Television Discourse Decoded: Comprehensive Multimodal Analytics at Scale
Anmol Agarwal, Pratyush Priyadarshi, Shiven Sinha, Shrey Gupta, Hitkul Jangra, Ponnurangam Kumaraguru, Kiran Garimella
TL;DR
The paper tackles the challenge of analyzing televised debates at scale by introducing a comprehensive multimodal analytics toolkit that fuses computer vision, speech-to-text, and NLP to transcribe, diarize, and analyze thousands of YouTube debates from a major Indian prime-time show. It builds a large-scale dataset (2,087 hours across 3,000 videos) and deploys a hybrid annotation pipeline (including LLM-assisted labeling) to quantify bias, gender representation, and incivility through metrics such as topic bias toward the ruling party, underrepresentation of women, overlapping speech, toxicity, and shouting. Key findings reveal a pro-ruling-party bias, persistent gender imbalance, and elevated incivility, with shouting averaging about 9% of debate duration and toxicity concentrated on sensitive topics; the work also demonstrates generalizability to other English-language debates. The study contributes a scalable methodology and openly shares code and data to catalyze further research in multimedia discourse analysis, with implications for media ethics, democratic deliberation, and policy.
Abstract
In this paper, we tackle the complex task of analyzing televised debates, with a focus on a prime time news debate show from India. Previous methods, which often relied solely on text, fall short in capturing the multimodal essence of these debates. To address this gap, we introduce a comprehensive automated toolkit that employs advanced computer vision and speech-to-text techniques for large-scale multimedia analysis.

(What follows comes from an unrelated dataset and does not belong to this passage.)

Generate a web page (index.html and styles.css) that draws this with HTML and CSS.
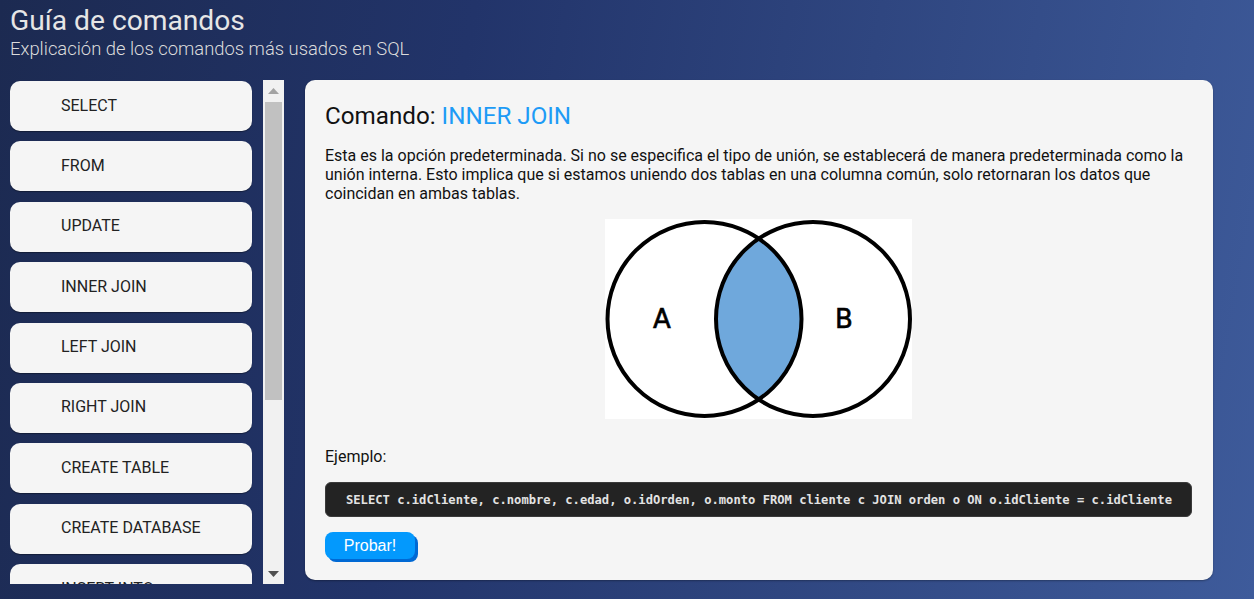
FILE: index.html
```html
<!DOCTYPE html>
<html lang="es">
<head>
<meta charset="utf-8">
<title>Guía de comandos</title>
<link rel="stylesheet" href="styles.css">
</head>
<body>
<header class="top">
  <h1 class="title">Guía de comandos</h1>
  <p class="subtitle">Explicación de los comandos más usados en SQL</p>
</header>
<main class="layout">
  <nav class="sidebar">
    <div class="list-viewport">
      <ul class="cmd-list">
        <li class="cmd">SELECT</li>
        <li class="cmd">FROM</li>
        <li class="cmd">UPDATE</li>
        <li class="cmd">INNER JOIN</li>
        <li class="cmd">LEFT JOIN</li>
        <li class="cmd">RIGHT JOIN</li>
        <li class="cmd">CREATE TABLE</li>
        <li class="cmd">CREATE DATABASE</li>
        <li class="cmd">INSERT INTO</li>
        <li class="cmd">DELETE</li>
        <li class="cmd">WHERE</li>
        <li class="cmd">ORDER BY</li>
        <li class="cmd">GROUP BY</li>
      </ul>
    </div>
    <div class="scrollbar" aria-hidden="true">
      <div class="sb-btn">
        <svg width="11" height="6" viewBox="0 0 11 6"><polygon points="0,6 11,6 5.5,0" fill="#a3a3a3"/></svg>
      </div>
      <div class="sb-track">
        <div class="sb-thumb"></div>
      </div>
      <div class="sb-btn">
        <svg width="11" height="6" viewBox="0 0 11 6"><polygon points="0,0 11,0 5.5,6" fill="#505050"/></svg>
      </div>
    </div>
  </nav>
  <section class="card">
    <h2 class="cmd-title">Comando: <span class="cmd-name">INNER JOIN</span></h2>
    <p class="desc">Esta es la opción predeterminada. Si no se especifica el tipo de unión, se establecerá de manera predeterminada como la unión interna. Esto implica que si estamos uniendo dos tablas en una columna común, solo retornaran los datos que coincidan en ambas tablas.</p>
    <div class="figure">
      <svg class="venn" width="307" height="200" viewBox="0 0 307 200">
        <rect x="0" y="0" width="307" height="200" fill="#ffffff"/>
        <path d="M153.75,19.6 A97,97 0 0,1 153.75,180.4 A97,97 0 0,1 153.75,19.6 Z" fill="#6fa8dc"/>
        <circle cx="99.5" cy="100" r="97" fill="none" stroke="#000" stroke-width="4"/>
        <circle cx="208" cy="100" r="97" fill="none" stroke="#000" stroke-width="4"/>
        <text x="57" y="109" class="venn-label" text-anchor="middle">A</text>
        <text x="239" y="109" class="venn-label" text-anchor="middle">B</text>
      </svg>
    </div>
    <p class="example-label">Ejemplo:</p>
    <pre class="code">SELECT c.idCliente, c.nombre, c.edad, o.idOrden, o.monto FROM cliente c JOIN orden o ON o.idCliente = c.idCliente</pre>
    <button class="try-btn" type="button">Probar!</button>
  </section>
</main>
</body>
</html>
```

FILE: styles.css
```css
* {
  box-sizing: border-box;
}

html, body {
  margin: 0;
  padding: 0;
  height: 100%;
}

body {
  font-family: Roboto, "Liberation Sans", Arial, sans-serif;
  background: linear-gradient(100deg, #1c2a51 0%, #22346a 35%, #2f4680 65%, #3e5b9b 100%);
  color: #111;
  overflow: hidden;
  padding: 0 10px;
}

.top {
  height: 80px;
  padding-top: 4px;
}

.title {
  margin: 0;
  font-size: 28.2px;
  font-weight: 400;
  line-height: 34px;
  color: #e6e6e6;
}

.subtitle {
  margin: 0;
  font-size: 18.4px;
  font-weight: 300;
  line-height: 22px;
  color: #dcdcdc;
}

.layout {
  display: flex;
  align-items: flex-start;
  gap: 21px;
}

.sidebar {
  width: 274px;
  height: 504px;
  display: flex;
  flex: none;
}

.list-viewport {
  width: 253px;
  height: 100%;
  overflow: hidden;
}

.scrollbar {
  width: 21px;
  height: 100%;
  background: #f1f1f1;
  display: flex;
  flex-direction: column;
}

.sb-btn {
  height: 21px;
  display: flex;
  align-items: center;
  justify-content: center;
  flex: none;
}

.sb-track {
  flex: 1;
  padding: 1px 2px 0 2px;
}

.sb-thumb {
  height: 298px;
  background: #c1c1c1;
}

.cmd-list {
  list-style: none;
  margin: 0;
  padding: 1px 0 0 0;
}

.cmd {
  width: 242px;
  height: 50px;
  margin-bottom: 10.4px;
  background: #f5f5f5;
  border-radius: 10px;
  box-shadow: 0 1px 1px rgba(0, 0, 0, 0.35);
  display: flex;
  align-items: center;
  padding: 0 0 2px 51px;
  font-size: 16px;
  color: #222;
}

.card {
  width: 908px;
  height: 500px;
  background: #f5f5f5;
  border-radius: 10px;
  box-shadow: 0 1px 2px rgba(0, 0, 0, 0.3);
  padding: 22px 21px 0 20px;
  flex: none;
}

.cmd-title {
  margin: 0;
  font-size: 24.2px;
  font-weight: 400;
  line-height: 28px;
  color: #111;
}

.cmd-name {
  color: #1d9bf6;
}

.desc {
  margin: 16px 0 0 0;
  font-size: 16px;
  line-height: 19px;
  color: #111;
}

.figure {
  display: flex;
  justify-content: center;
  margin-top: 16px;
}

.venn {
  display: block;
}

.venn-label {
  font-family: "DejaVu Sans", "Liberation Sans", sans-serif;
  font-size: 26px;
  fill: #000;
  stroke: #000;
  stroke-width: 0.6px;
}

.example-label {
  margin: 28px 0 0 0;
  font-size: 16px;
  line-height: 19px;
  color: #111;
}

.code {
  margin: 16px 0 0 0;
  height: 35px;
  background: #232323;
  border: 1px solid #3a3a3a;
  border-radius: 6px;
  color: #e3e3e3;
  font-family: "DejaVu Sans Mono", "Liberation Mono", monospace;
  font-weight: 700;
  font-size: 12.15px;
  line-height: 34px;
  padding: 0 0 0 20px;
  white-space: pre;
}

.try-btn {
  margin-top: 15px;
  width: 90px;
  height: 27px;
  border: none;
  border-radius: 8px;
  background: #0399fd;
  box-shadow: 3px 3px 0 #0069d4;
  color: #fff;
  font-family: "Liberation Sans", Arial, sans-serif;
  font-size: 16px;
  padding: 0;
}
```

Utilizing state-of-the-art computer vision algorithms and speech-to-text methods, we transcribe, diarize, and analyze thousands of YouTube videos of a prime-time television debate show in India. These debates are a central part of Indian media but have been criticized for compromised journalistic integrity and excessive dramatization. Our toolkit provides concrete metrics to assess bias and incivility, capturing a comprehensive multimedia perspective that includes text, audio utterances, and video frames. Our findings reveal significant biases in topic selection and panelist representation, along with alarming levels of incivility. This work offers a scalable, automated approach for future research in multimedia analysis, with profound implications for the quality of public discourse and democratic debate. To catalyze further research in this area, we also release the code, dataset collected and supplemental pdf.